Rather than continuing to wallow in symbols and sentimentality, we should cut our losses now, and use our frustration as a learning experience or (to borrow a term of art) a teachable moment. It is time to look for, and work for, a candidate to run against Barack Obama in the 2008 primaries that we can trust and who can win.

Before we make any choices, we should make note of what we have learned, so as not to be tempted into the same misjudgments again. Why did the Democrats make such serious errors in choosing their candidate in 2008?

In that year we were offered two main candidates. The older offered experience, the younger, hope. Being a youth-crazed society, we opted for the latter.

The candidate of hope offered soaring rhetoric and catchy slogans; the experienced one offered only her resume, much of which many Progressives did not like. It was a no-brainer, or so it seemed.

We forgot that promises and slogans are just words, not worth the air it takes to produce them. The problem with Candidate Obama has become the problem of President Obama: his words mean nothing. Both problems arose because voters in 2008 had nothing of substance on which to base their vote. The record we had to go on was that of an obscure state senator who had made a speech opposing the war in Iraq, when he had nothing to lose by doing so, and so failed to demonstrate true courage; and that of a newly-minted U.S. Senator, who spoke of unity and bipartisanship but could point to no actions on his part that might reveal his ability to be bipartisan under fire.

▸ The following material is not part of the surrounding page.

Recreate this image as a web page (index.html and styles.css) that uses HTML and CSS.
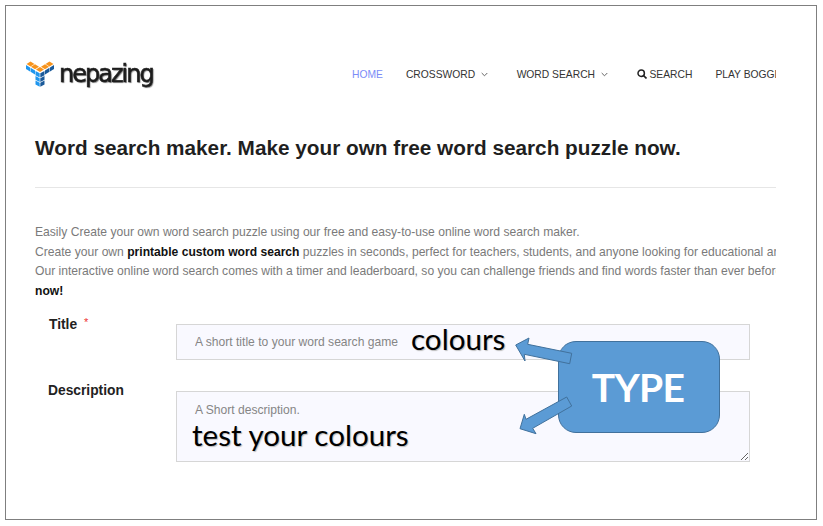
FILE: index.html
```html
<!DOCTYPE html>
<html lang="en">
<head>
<meta charset="utf-8">
<title>Word search maker</title>
<link rel="stylesheet" href="styles.css">
</head>
<body>
<div class="frame">
  <div class="page">
    <header class="header">
      <a class="logo">
        <svg class="logo-icon" width="28" height="26" viewBox="0 0 28 26">
          <g fill="#f7941d">
            <path d="M0.500 3 4.500 0.500 8.500 3 4.500 5.500Z"/><path d="M5 5.800 9 3.300 13 5.800 9 8.300Z"/><path d="M10 8.600 14 6.100 18 8.600 14 11.100Z"/><path d="M15 5.800 19 3.300 23 5.800 19 8.300Z"/><path d="M19.500 3 23.500 0.500 27.500 3 23.500 5.500Z"/>
          </g>
          <g fill="#1f96ee">
            <path d="M0 4 4 6.500V10.500L0 8Z"/><path d="M4.500 6.800 9 9.500V13.500L4.500 10.800Z"/><path d="M9.500 10 13.700 12.300V16.500L9.500 14.200Z"/><path d="M9.500 15 13.700 17.300V21L9.500 18.700Z"/><path d="M9.500 19.500 13.700 21.800V25.800L9.500 23.500Z"/>
          </g>
          <g fill="#1a5a9a">
            <path d="M28 4 24 6.500V10.500L28 8Z"/><path d="M23.500 6.800 19 9.500V13.500L23.500 10.800Z"/><path d="M18.500 10 14.300 12.300V16.500L18.500 14.200Z"/><path d="M18.500 15 14.300 17.300V21L18.500 18.700Z"/><path d="M18.500 19.500 14.300 21.800V25.800L18.500 23.500Z"/>
          </g>
        </svg>
        <span class="logo-text">nepazing</span>
      </a>
      <nav class="nav">
        <a class="nav-item active">HOME</a>
        <a class="nav-item has-menu">CROSSWORD
          <svg class="chev" width="7" height="5" viewBox="0 0 7 5"><path d="M.7 1 3.500 3.800 6.300 1" fill="none" stroke="#666" stroke-width="1"/></svg></a>
        <a class="nav-item has-menu">WORD SEARCH
          <svg class="chev" width="7" height="5" viewBox="0 0 7 5"><path d="M.7 1 3.500 3.800 6.300 1" fill="none" stroke="#666" stroke-width="1"/></svg></a>
        <a class="nav-item search-item">
          <svg width="10" height="10" viewBox="0 0 10 10"><circle cx="4.200" cy="4.200" r="3.200" fill="none" stroke="#222" stroke-width="1.500"/><path d="M6.500 6.500 9.500 9.500" stroke="#222" stroke-width="1.700"/></svg>
          SEARCH</a>
        <a class="nav-item">PLAY BOGGLE</a>
      </nav>
    </header>
    <h1 class="title">Word search maker. Make your own free word search puzzle now.</h1>
    <hr class="rule">
    <p class="intro">
      Easily Create your own word search puzzle using our free and easy-to-use online word search maker.<br>
      Create your own <strong>printable custom word search</strong> puzzles in seconds, perfect for teachers, students, and anyone looking for educational and fun activities.<br>
      Our interactive online word search comes with a timer and leaderboard, so you can challenge friends and find words faster than ever before.<br>
      <strong>now!</strong>
    </p>
    <form class="form">
      <label class="label" for="t">Title <span class="req">*</span></label>
      <input class="field" id="t" type="text" placeholder="A short title to your word search game">
      <label class="label label-desc" for="d">Description</label>
      <textarea class="field area" id="d" placeholder="A Short description."></textarea>
    </form>
  </div>

  <div class="overlay">
    <span class="note note-a">colours</span>
    <span class="note note-b">test your colours</span>
    <div class="callout">TYPE</div>
    <svg class="arrows" width="812" height="515" viewBox="5 5 812 515">
      <path d="M514.700 344 528 337 526.700 343.300 570.700 352.300 568.700 362.700 523.300 353.300 524 360Z"/>
      <path d="M519 427.700 523.300 413.300 525 418.300 565.700 396 570.700 405 531.700 427.300 535 432.700Z"/>
    </svg>
  </div>
</div>
</body>
</html>
```

FILE: styles.css
```css
* { box-sizing: border-box; }
html, body { margin: 0; padding: 0; background: #fff; }
body { font-family: "Liberation Sans", Arial, sans-serif; }

.frame {
  position: relative;
  width: 812px;
  height: 515px;
  margin: 5px 0 0 5px;
  border: 1px solid #7f7f7f;
  background: #fff;
  overflow: hidden;
}

.page {
  width: 770px;
  height: 100%;
  padding-top: 55px;
  overflow: hidden;
  display: flex;
  flex-direction: column;
}

.header {
  display: flex;
  align-items: center;
  height: 26px;
  padding-left: 20px;
  white-space: nowrap;
}
.logo { display: flex; align-items: center; width: 326px; flex: none; }
.logo-icon { flex: none; }
.logo-text {
  margin-left: 5px;
  font-family: "DejaVu Sans", sans-serif;
  font-weight: 400;
  font-size: 24px;
  line-height: 26px;
  letter-spacing: -2px;
  color: #1c1c1c;
  -webkit-text-stroke: 0.6px #1c1c1c;
  text-shadow: 1px 1px 1px #888;
  filter: blur(0.4px);
}
.nav { display: flex; align-items: center; gap: 23px; font-size: 10.300px; color: #333; flex: none; }
.nav-item { display: flex; align-items: center; gap: 6px; }
.nav-item.active { color: #7b8cf7; }
.has-menu { margin-right: 5.500px; }
.search-item { gap: 3px; }

.title {
  margin: 0;
  margin-top: 47px;
  padding-left: 29px;
  font-size: 20.750px;
  line-height: 28px;
  font-weight: 700;
  color: #1f1f1f;
  white-space: nowrap;
}
.rule {
  width: 741px;
  margin: 25px 0 0 29px;
  border: 0;
  border-top: 1px solid #e6e6e6;
}
.intro {
  margin: 0;
  margin-top: 35px;
  padding-left: 29px;
  font-size: 12.120px;
  line-height: 19.700px;
  color: #7a7a7a;
  white-space: nowrap;
}
.intro strong { color: #111; }

.form {
  display: grid;
  grid-template-columns: 127px 574px;
  row-gap: 20px;
  margin-top: 11px;
  padding-left: 43px;
}
.label { font-size: 13.800px; font-weight: 700; color: #222; line-height: 18px; }
.label-desc { margin: 2px 0 0 -1px; }
.req { color: #e33; font-size: 11px; font-weight: 400; vertical-align: 3px; margin-left: 3px; }
.field {
  display: block;
  width: 574px;
  height: 36px;
  margin-top: 11px;
  padding: 0 18px;
  border: 1px solid #d6d6d6;
  background: #f9f9ff;
  font-family: "Liberation Sans", Arial, sans-serif;
  font-size: 12.100px;
  outline: none;
}
.field::placeholder { color: #858585; opacity: 1; }
.area { height: 71px; padding-top: 11px; padding-bottom: 0; resize: both; }

.overlay { position: absolute; inset: 0; pointer-events: none; }
.note {
  position: absolute;
  font-family: Lato, "Open Sans", sans-serif;
  color: #000;
  text-shadow: 1px 1px 1px #bbb;
  white-space: nowrap;
  line-height: 1;
}
.note-a { left: 405px; top: 318px; font-size: 29.600px; }
.note-b { left: 186px; top: 414px; font-size: 29.600px; }
.callout {
  position: absolute;
  left: 552px;
  top: 335px;
  width: 162px;
  height: 92px;
  display: flex;
  align-items: center;
  justify-content: center;
  padding-right: 2px;
  background: #5b9bd5;
  border: 1px solid #41719c;
  border-radius: 18px;
  color: #fff;
  font-family: Lato, "Open Sans", sans-serif;
  font-weight: 700;
  font-size: 39px;
  letter-spacing: -0.700px;
}
.arrows { position: absolute; left: 0; top: 0; }
.arrows path { fill: #5b9bd5; stroke: #41719c; stroke-width: 1; }
```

On the other hand, his opponent had eight years of senatorial experience on her side (during which she had, to be sure, voted for the war). She spent those eight years learning how the senate runs, making connections across the aisle, becoming a highly effective freshman senator, and working with colleagues who, a few years earlier, had repeatedly trashed her and her husband, sometimes in the vilest way. That's doing, not saying, "bipartisanship."

So in Clinton we had relevant experience. In Obama we had only hope: he had never held any job -- not law professor, nor community organizer, nor state senator, nor U.S. senator -- long enough to establish any track record. Nor had he ever held any of those jobs long enough to learn the ropes, much less to acquire skills transferable to the presidency.

That's why we should not be surprised at his ineffectual performance. And that's why we should not reward that performance by giving him another term. And that's why the candidate we choose to replace him in 2012, should be someone who offers real experience and a relevant resume, not mere words.

I have two suggestions: Elizabeth Warren and Jackie Speier. Both have truly heroic narratives, personal and professional. Both have long been passionate, committed, and successful fighters for progressive causes. Either, as president, would be tough yet reasonable, able to persuade or, when that fails, be unyielding on what counts. Both have shown, again and again, that they cannot be intimidated or bought.

There's only one problem: both are sane. Neither has shown any desire to be President. (But we could work on it.)